En ce qui me concerne, j’ai pris conscience de ce qui était arrivé à mon arrière-grand-père à l’âge de 4 ou 5 ans quand, tous les mercredis, je passais la journée chez mes grands-parents. Je ne me souviens pas du tout de la manière dont le sujet était abordé au cours des conversations avec mon grand-père, dont j’étais très proche, mais tout ce que je peux dire est qu’il le ressentait sans doute comme une occasion de parler des camps et de ce qui s’y rattachait. Est-ce que, à ce moment-là, je comprenais ce dont il s’agissait réellement ? Certainement pas. Cependant, je percevais que mon arrière-grand-père avait fait des choses importantes pour son pays, qu’il était mort pendant la guerre, tué par les Allemands – et j’insiste sur le terme « Allemands », car mon grand-père n’a jamais fait la distinction entre les Nazis et les Allemands.
Et ce n’est que quelques années après la mort de mon grand-père que sa veuve, alors que j’avais à peu près 8 ans, m’a expliqué toute l’histoire, s’appuyant sur des articles de presse, des photos, le souvenir de ce que lui avait dit son mari. Je pense que c’est à ce moment-là que j’ai commencé à faire des recherches pour savoir exactement quand et comment mon arrière-grand-père était mort. J’avais, en effet, l’impression que personne ne pouvait se contenter de l’idée qu’un membre de sa famille avait été « déclaré disparu », que personne ne pouvait pleurer la disparition d’un être cher sans avoir aucun lieu pour se recueillir, que personne ne pouvait mener une vie normale dans l’ignorance de la vérité sur son passé.
2 Dans quelle mesure avez-vous pu (ou non) surmonter les conséquences des actes des Nazis?
S’agissant de mon grand-père, je pense qu’il n’a jamais surmonté les conséquences des actes des Nazis et je me rappelle qu’il disait qu’il ne serrerait jamais la main d’un Allemand et qu’aucun Allemand ne franchirait jamais le seuil de sa maison. Quand j’étais enfant, j’avais le même rejet des Allemands.
Cependant, le fait de grandir et de faire des études m’a aidé à améliorer mon jugement sur ce sujet et m’a rendu plus tolérant. Je peux affirmer aujourd’hui que, en tant qu’étudiant en Affaires européennes à Sciences Po, ayant établi des liens solides avec des chargés de cours originaires d’Allemagne, l’amitié et la coopération entre nos deux nations m’apparaît évidente dans une Union européenne construite grâce à de bonnes volontés des deux pays.

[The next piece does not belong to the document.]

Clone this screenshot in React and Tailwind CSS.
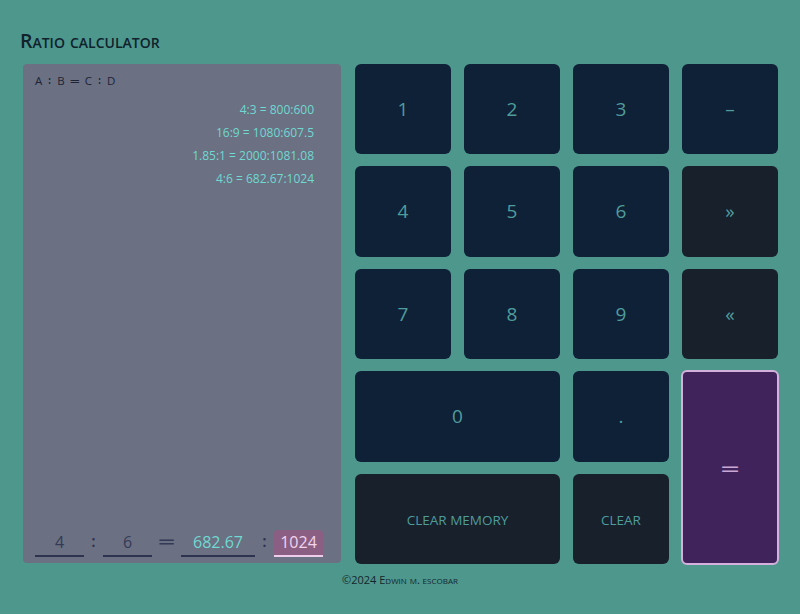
import React from 'react';

const font = { fontFamily: '"Open Sans", "Noto Sans", sans-serif' };

const history = ['4:3 = 800:600', '16:9 = 1080:607.5', '1.85:1 = 2000:1081.08', '4:6 = 682.67:1024'];

const Key = ({ label, className = '', dark = false }) => (
    <button
        className={`rounded-md flex items-center justify-center text-[#4f9c9c] ${dark ? 'bg-[#18202b]' : 'bg-[#0f2137]'} ${className}`}
    >
        {label}
    </button>
);

const App = () => {
    return (
        <div className="w-[800px] h-[614px] bg-[#4e978c] pt-[27px] pl-[20px]" style={font}>
            <h1 className="text-[19.5px] leading-[28px] font-semibold text-[#10222c] [font-variant:small-caps]">Ratio calculator</h1>

            <div className="flex mt-[9px] gap-[14px] pl-[3px]">
                <div className="w-[318px] h-[499px] bg-[#6b7082] rounded-sm flex flex-col px-[12px] pt-[8px] pb-[6px]">
                    <div className="text-[11.5px] leading-[18px] font-medium text-[#1e2436] tracking-[1.5px]">A ∶ B ═ C ∶ D</div>
                    <div className="flex flex-col items-end pr-[15px] mt-[11px] gap-[5.5px] text-[12px] text-[#6fd9d2]">
                        {history.map((h) => (
                            <div key={h} className="leading-[17.5px]">{h}</div>
                        ))}
                    </div>
                    <div className="mt-auto flex items-end text-[16px] h-[30px]">
                        <div className="w-[49px] text-center text-[#343a55] border-b-2 border-[#2e3350] leading-[24px] pb-[1px]">4</div>
                        <div className="w-[19px] text-center text-[#2e3350] font-semibold leading-[24px] pb-[4px]">:</div>
                        <div className="w-[49px] text-center text-[#343a55] border-b-2 border-[#2e3350] leading-[24px] pb-[1px]">6</div>
                        <div className="w-[29px] text-center text-[#343a55] text-[20px] leading-[24px] pb-[4px]">═</div>
                        <div className="w-[74px] text-center text-[#6fd9d2] border-b-2 border-[#2e3350] leading-[24px] pb-[1px]">682.67</div>
                        <div className="w-[19px] text-center text-[#2e3350] font-semibold leading-[24px] pb-[4px]">:</div>
                        <div className="w-[49px] text-center text-[#f2d4ee] bg-[#8a5f83] rounded-t-sm border-b-2 border-[#eccdea] leading-[24px] pb-[1px]">1024</div>
                    </div>
                </div>

                <div className="grid grid-cols-[repeat(4,96px)] grid-rows-5 gap-x-[13px] gap-y-[12px] h-[500px] text-[19px]">
                    <Key label="1" />
                    <Key label="2" />
                    <Key label="3" />
                    <Key label="–" />
                    <Key label="4" />
                    <Key label="5" />
                    <Key label="6" />
                    <Key label="»" dark />
                    <Key label="7" />
                    <Key label="8" />
                    <Key label="9" />
                    <Key label="«" dark />
                    <Key label="0" className="col-span-2" />
                    <Key label="." />
                    <button className="row-span-2 -m-px rounded-md bg-[#40235a] border-2 border-[#d4b0dc] text-[#c9a8d6] text-[22px] flex items-center justify-center">═</button>
                    <Key label="CLEAR MEMORY" dark className="col-span-2 text-[13.5px] pt-[2px]" />
                    <Key label="CLEAR" dark className="text-[13.5px] pt-[2px]" />
                </div>
            </div>

            <div className="text-center text-[11px] text-[#13262c] mt-[8px] pr-[20px] [font-variant:small-caps]">©2024 Edwin m. escobar</div>
        </div>
    );
};

export default App;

Il faut aussi apporter un éclairage particulier sur la question du pardon. Je suis l’arrière-petit-fils d’un homme mort en camp de concentration, mais cela me donne-t-il légitimité pour désigner qui devrait se sentir coupable ou non pour des actes commis par leurs parents ou grands-parents ? Seuls mon arrière-grand-mère et ses fils pourraient exiger un pardon, mais ils n’ont pas vécu assez longtemps pour le faire. Je fais partie de la 4ème génération, une génération qui a grandi dans l’Union européenne, qui a des relations avec les Allemands, qui voyage en Allemagne, qui est au cœur du programme Erasmus. Je suis personnellement amateur de littérature, de musique, de culture allemande. En 2010, lors d’un voyage à Neuengamme, à l’occasion du 65ème anniversaire de la libération, j’ai pu constater que, de nos jours et ce depuis les années 70, la jeunesse allemande s’investit intensément pour maintenir vivante la mémoire des camps.
Il se peut que le fait d’appartenir à la 4ème génération m’ait aidé à prendre du recul par rapport au traumatisme, car une seule personne de ma famille a été déportée et est morte au camp et cette personne, en tant que résistant, savait pourquoi les Nazis l’avaient envoyé là-bas. Ce n’était pas le cas pour les familles juives qui furent tuées simplement du fait de leur naissance et je pense que le traumatisme est plus pérenne chez les familles juives
3 Que transmettrez-vous à vos enfants ?
Je leur apprendrai, bien sûr, l’histoire de notre famille durant la guerre. Par le biais de cette histoire, je pense qu’ils sentiront la nécessité de s’engager, d’être tolérant, d’accepter les gens tels qu’ils sont car chacun a quelque chose à offrir, de respecter les gens afin qu’ils vous respectent, d’agir en conscience en faisant appel à la raison, de combattre le fanatisme, la haine, l’intolérance, la xénophobie, les doctrines totalitaires, l’endoctrinement.
4 Qu’attendez-vous, que craignez-vous d’un dialogue entre des descendants de victimes et des descendants de bourreaux ?
Je n’ai aucune crainte particulière d’un dialogue entre les familles de victimes et les familles de bourreaux. Je veux simplement inviter les gens à regarder deux films importants qui peuvent, mieux que moi, expliquer le sujet : l’excellent film de Marceline Loridan-Ivens, La petite prairie aux bouleaux, et celui de James Moll, Inheritance (Héritage).